As soulless and awful as Amy is, however, as the novel winds to a close something else becomes clear—something unexpected and very uncomfortable:
The question was frighteningly soulful and literal: Who would I be without Amy to react to? Because she was right: As a man, I had been my most impressive when I loved her—and I was my next best self when I hated her. I had known Amy only seven years, but I couldn’t go back to life without her. Because she was right: I couldn’t return to an average life.
Mutually assured destruction: Nick keeps Amy in check so long as he has some tangible hold over her crimes, which would destroy their growing family (her final-act pregnancy being one of the better “fuck you’s” in the novel); Amy keeps Nick in check by playing on his need to lie in order to present his best imagined self to the world.

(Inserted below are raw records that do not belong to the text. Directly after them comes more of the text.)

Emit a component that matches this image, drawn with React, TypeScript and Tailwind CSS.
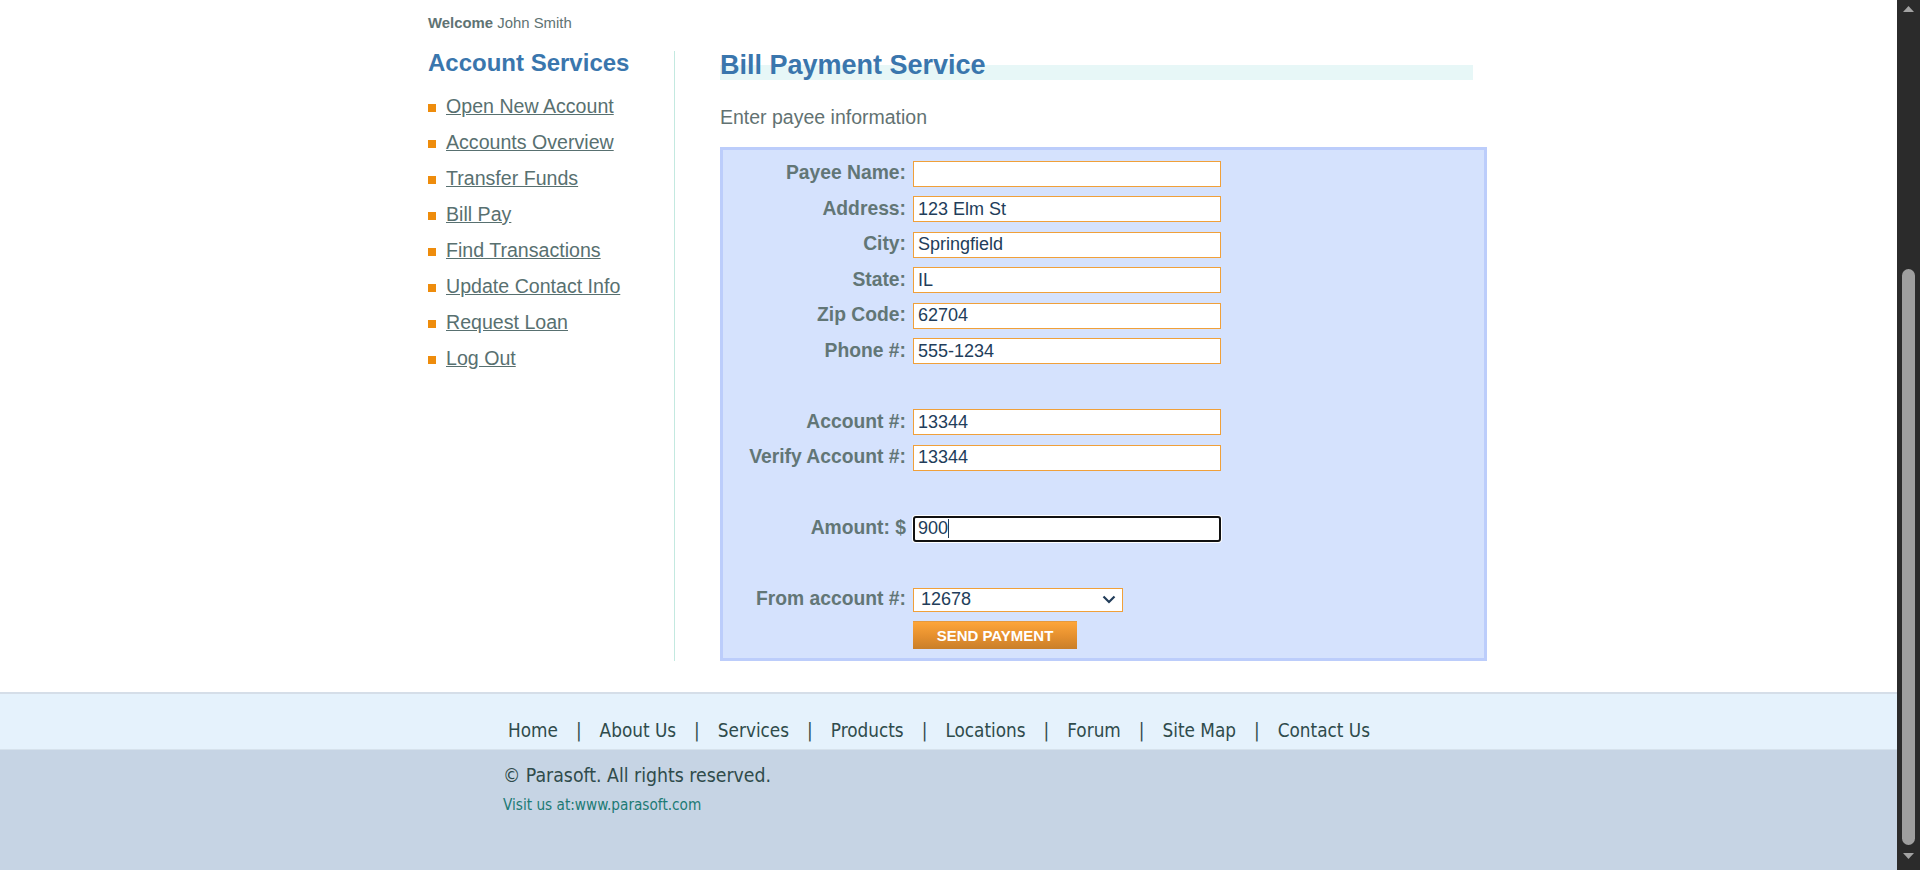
import React from 'react';

const services = [
  'Open New Account',
  'Accounts Overview',
  'Transfer Funds',
  'Bill Pay',
  'Find Transactions',
  'Update Contact Info',
  'Request Loan',
  'Log Out',
];

const footerLinks = ['Home', 'About Us', 'Services', 'Products', 'Locations', 'Forum', 'Site Map', 'Contact Us'];

type Field = { label: string; value: string } | null;

const topFields: Field[] = [
  { label: 'Payee Name:', value: '' },
  { label: 'Address:', value: '123 Elm St' },
  { label: 'City:', value: 'Springfield' },
  { label: 'State:', value: 'IL' },
  { label: 'Zip Code:', value: '62704' },
  { label: 'Phone #:', value: '555-1234' },
  null,
  { label: 'Account #:', value: '13344' },
  { label: 'Verify Account #:', value: '13344' },
  null,
];

function Label({ children }: { children?: React.ReactNode }) {
  return (
    <div className="h-[35.5px] flex items-center justify-end text-[19.3px] font-bold text-[#627676] whitespace-nowrap">
      {children}
    </div>
  );
}

function TextField({ value }: { value: string }) {
  return (
    <div className="h-[35.5px] flex items-center">
      <input
        readOnly
        value={value}
        className="w-[308px] h-[26px] bg-white border border-[#f0a03a] px-[4px] text-[18px] text-[#223d5a] outline-none"
        style={{ fontFamily: '"Liberation Sans", Arial, sans-serif' }}
      />
    </div>
  );
}

function Sidebar() {
  return (
    <div className="w-[246px] shrink-0">
      <h2 className="mt-[1px] text-[24px] leading-[28px] font-bold text-[#3a76ad]">Account Services</h2>
      <ul className="mt-[11px]">
        {services.map((s) => (
          <li key={s} className="h-[36px] flex items-center gap-[10px]">
            <span className="w-[8px] h-[8px] bg-[#ee8c0c] mt-[3px] shrink-0" />
            <a href="#" className="text-[19.6px] leading-[36px] text-[#587070] underline">
              {s}
            </a>
          </li>
        ))}
      </ul>
    </div>
  );
}

function BillPayForm() {
  return (
    <div className="w-[767px] border-[3px] border-[#bccdfb] bg-[#d5e2fd] pt-[6px] pb-[4.75px]">
      <div className="grid grid-cols-[183px_auto] gap-x-[7px]">
        {topFields.map((f, i) =>
          f ? (
            <React.Fragment key={i}>
              <Label>{f.label}</Label>
              <TextField value={f.value} />
            </React.Fragment>
          ) : (
            <React.Fragment key={i}>
              <Label />
              <div className="h-[35.5px]" />
            </React.Fragment>
          ),
        )}

        <Label>Amount: $</Label>
        <div className="h-[35.5px] flex items-center">
          <div className="w-[308px] h-[26px] bg-white border-2 border-[#111111] rounded-[3px] ring-1 ring-white flex items-center pl-[3px] text-[18px] text-[#223d5a]">
            <span>900</span>
            <span className="w-[1px] h-[19px] bg-[#223d5a]" />
          </div>
        </div>

        <Label />
        <div className="h-[35.5px]" />

        <Label>From account #:</Label>
        <div className="h-[35.5px] flex items-center">
          <div className="w-[210px] h-[24px] bg-white border border-[#f0a03a] flex items-center justify-between pl-[7px] pr-[6px] text-[18px] text-[#223d5a]">
            <span>12678</span>
            <svg width="14" height="9" viewBox="0 0 14 9" fill="none">
              <path d="M1.5 1.5 L7 7 L12.5 1.5" stroke="#223d5a" strokeWidth="2.2" />
            </svg>
          </div>
        </div>

        <div />
        <div className="h-[35.5px] flex items-center">
          <button className="w-[164px] h-[28px] bg-[linear-gradient(to_bottom,#fda53a,#e48f2e_55%,#c97f2a)] border-t border-[#e59a3e] text-white text-[15px] font-bold">
            SEND PAYMENT
          </button>
        </div>
      </div>
    </div>
  );
}

function Scrollbar() {
  return (
    <div className="w-[23px] h-[870px] shrink-0 bg-[#2b2b2b] flex flex-col items-center">
      <svg className="mt-[6px]" width="11" height="7" viewBox="0 0 11 7">
        <path d="M5.5 0 L11 6 L0 6 Z" fill="#a3a3a3" />
      </svg>
      <div className="mt-[256px] w-[13px] h-[576px] rounded-full bg-[#9f9f9f]" />
      <svg className="mt-[8px]" width="11" height="7" viewBox="0 0 11 7">
        <path d="M0 0 L11 0 L5.5 6 Z" fill="#a3a3a3" />
      </svg>
    </div>
  );
}

export default function App() {
  return (
    <div
      className="flex w-[1920px] h-[870px] overflow-hidden bg-white"
      style={{ fontFamily: '"Liberation Sans", Arial, sans-serif' }}
    >
      <div className="flex-1 flex flex-col">
        <div className="pl-[428px] pt-[13px] text-[14.9px] leading-[20px] text-[#5f7373]">
          <b>Welcome</b> John Smith
        </div>

        <div className="pl-[428px] mt-[15px] flex">
          <Sidebar />
          <div className="mt-[3px] w-px bg-[#c3e9e0]" />
          <div className="pl-[45px]">
            <h1 className="w-[753px] pt-[0.5px] text-[27px] leading-[32px] font-bold text-[#3a76ad] bg-[linear-gradient(to_bottom,transparent_17.5px,#e7f7f7_17.5px,#e7f7f7_32.5px,transparent_32.5px)]">
              Bill Payment Service
            </h1>
            <p className="mt-[24px] text-[19.5px] leading-[24px] text-[#627272]">Enter payee information</p>
            <div className="mt-[18.5px]">
              <BillPayForm />
            </div>
          </div>
        </div>

        <footer className="mt-[31px] flex-1 flex flex-col" style={{ fontFamily: '"DejaVu Sans Condensed", "DejaVu Sans", sans-serif' }}>
          <div className="h-[57px] border-t-2 border-[#d5dee8] bg-[#e5f2fc] pt-[25px] pl-[508px]">
            <ul className="flex items-center text-[18.8px] leading-[24px] text-[#2f4b4b]">
              {footerLinks.map((l, i) => (
                <li key={l} className="flex items-center">
                  {i > 0 && <span className="px-[18px]">|</span>}
                  <a href="#">{l}</a>
                </li>
              ))}
            </ul>
          </div>
          <div className="flex-1 bg-[#c6d4e4] border-t border-[#d6e2ec] pl-[503px] pt-[14px]">
            <p className="text-[19.3px] leading-[24px] text-[#2f4b4b]">© Parasoft. All rights reserved.</p>
            <p className="mt-[8px] text-[15.2px] leading-[18px] text-[#1c7a74]">Visit us at:www.parasoft.com</p>
          </div>
        </footer>
      </div>
      <Scrollbar />
    </div>
  );
}
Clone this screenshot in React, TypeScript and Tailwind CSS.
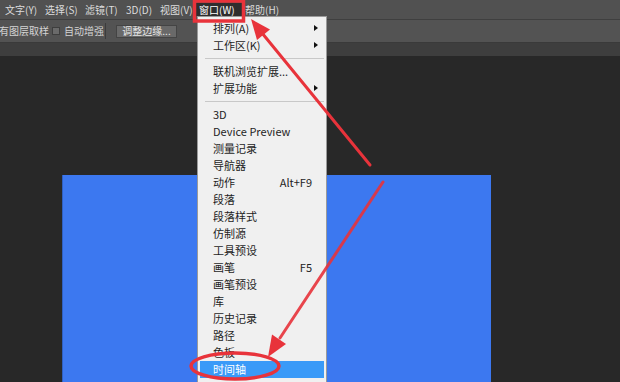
import React from "react";

const FONT = { fontFamily: '"Noto Sans CJK SC", "Noto Sans", sans-serif' };

type Item =
  | { kind: "item"; label: string; shortcut?: string; sub?: boolean; active?: boolean }
  | { kind: "sep" };

const items: Item[] = [
  { kind: "item", label: "排列(A)", sub: true },
  { kind: "item", label: "工作区(K)", sub: true },
  { kind: "sep" },
  { kind: "item", label: "联机浏览扩展..." },
  { kind: "item", label: "扩展功能", sub: true },
  { kind: "sep" },
  { kind: "item", label: "3D" },
  { kind: "item", label: "Device Preview" },
  { kind: "item", label: "测量记录" },
  { kind: "item", label: "导航器" },
  { kind: "item", label: "动作", shortcut: "Alt+F9" },
  { kind: "item", label: "段落" },
  { kind: "item", label: "段落样式" },
  { kind: "item", label: "仿制源" },
  { kind: "item", label: "工具预设" },
  { kind: "item", label: "画笔", shortcut: "F5" },
  { kind: "item", label: "画笔预设" },
  { kind: "item", label: "库" },
  { kind: "item", label: "历史记录" },
  { kind: "item", label: "路径" },
  { kind: "item", label: "色板" },
  { kind: "item", label: "时间轴", active: true },
];

function Menu() {
  return (
    <div
      className="absolute left-[197px] top-[16px] w-[130px] h-[380px] bg-[#f0f0f0] border border-[#9a9a9a] pt-[3px] px-[2px]"
      style={FONT}
    >
      {items.map((it, i) =>
        it.kind === "sep" ? (
          <div key={i} className="h-[9px] flex items-center pl-[5px]">
            <div className="h-px w-full bg-[#c8c8c8]" />
          </div>
        ) : (
          <div
            key={i}
            className={`relative h-[17px] flex items-center pl-[13px] pr-[12px] text-[11px] leading-none ${
              it.active ? "bg-[#3a9af8] text-white" : "text-[#1e1e1e]"
            }`}
          >
            <span className="flex-1">{it.label}</span>
            {it.shortcut && <span>{it.shortcut}</span>}
            {it.sub && (
              <span className="absolute right-[6px] top-[5px] w-0 h-0 border-y-[3.5px] border-y-transparent border-l-[4px] border-l-[#111]" />
            )}
          </div>
        )
      )}
    </div>
  );
}

function Annotations() {
  const red = "#e8333b";
  return (
    <svg className="absolute inset-0 pointer-events-none" width={620} height={382} viewBox="0 0 620 382">
      <rect x={194.5} y={1} width={49} height={20} fill="none" stroke={red} strokeWidth={3.5} />
      <line x1={370} y1={165} x2={262} y2={33} stroke={red} strokeWidth={3} strokeLinecap="round" />
      <polygon points="251,19 270,29.5 257,40" fill={red} />
      <line x1={383} y1={182} x2={280} y2={338} stroke={red} strokeWidth={3} strokeLinecap="round" opacity={0.9} />
      <polygon points="268,357 272,334.5 286,344" fill={red} />
      <ellipse cx={235} cy={366} rx={44} ry={13} fill="none" stroke={red} strokeWidth={3.5} />
    </svg>
  );
}

export default function App() {
  return (
    <div className="relative w-[620px] h-[382px] overflow-hidden bg-[#282828] flex flex-col" style={FONT}>
      {/* menu bar */}
      <div className="h-[20px] bg-[#515151] border-b border-[#3f3f3f] flex items-center pl-[5px] text-[10px] text-[#dcdcdc] leading-none">
        <span className="w-[40px]">文字(Y)</span>
        <span className="w-[40px]">选择(S)</span>
        <span className="w-[41px]">滤镜(T)</span>
        <span className="w-[34px]">3D(D)</span>
        <span className="w-[36px]">视图(V)</span>
        <span className="w-[47px] h-[13px] flex items-center pl-[3px] bg-[#2e2e2e] text-white">窗口(W)</span>
        <span className="ml-[2px]">帮助(H)</span>
      </div>
      {/* options bar */}
      <div className="h-[23px] bg-[#535353] border-b border-[#3a3a3a] flex items-center text-[10px] text-[#d4d4d4] leading-none">
        <span className="-ml-[1px] w-[53px]">有图层取样</span>
        <span className="w-[8px] h-[8px] bg-[#6a6a6a] border border-[#3e3e3e]" />
        <span className="ml-[4px] w-[41px]">自动增强</span>
        <span className="w-px h-[16px] bg-[#3c3c3c]" />
        <span className="ml-[10px] w-[61px] h-[13px] bg-[#696969] border border-[#444] flex items-center justify-center text-[#e6e6e6]">
          调整边缘...
        </span>
      </div>
      {/* tab strip */}
      <div className="h-[13px] bg-[#3e3e3e]" />
      {/* canvas */}
      <div className="flex-1 pt-[119px] pl-[62px]">
        <div className="w-[429px] h-full bg-[#3c78f0] border-l border-[#2f5fc0]" />
      </div>
      <Menu />
      <Annotations />
    </div>
  );
}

In many ways, reading Gone Girl is like spending an afternoon with your sexist, racist, hate-filled grandfather who somehow survived several wars—he has such amazing stories to tell, you just wish for a moment he could stop being so horrible. Fortunately, likability is not a prerequisite for enjoying fiction. Gone Girl’s characters are terrible people doing terrible things to one another, but in their actions is a cold, rather chilling reflection of how our culture reacts to and embraces such drama—how publicly picking a side in a domestic dispute carries with it for some people as much necessity as breathing or waking up every day.
Yeah, I recommend Gone Girl. I love the narrative, though I hate having spent time with such shitty people. And I think, if I cut right down to the bone, that it’s not because their actions are so extreme but rather that it’s all so plausible.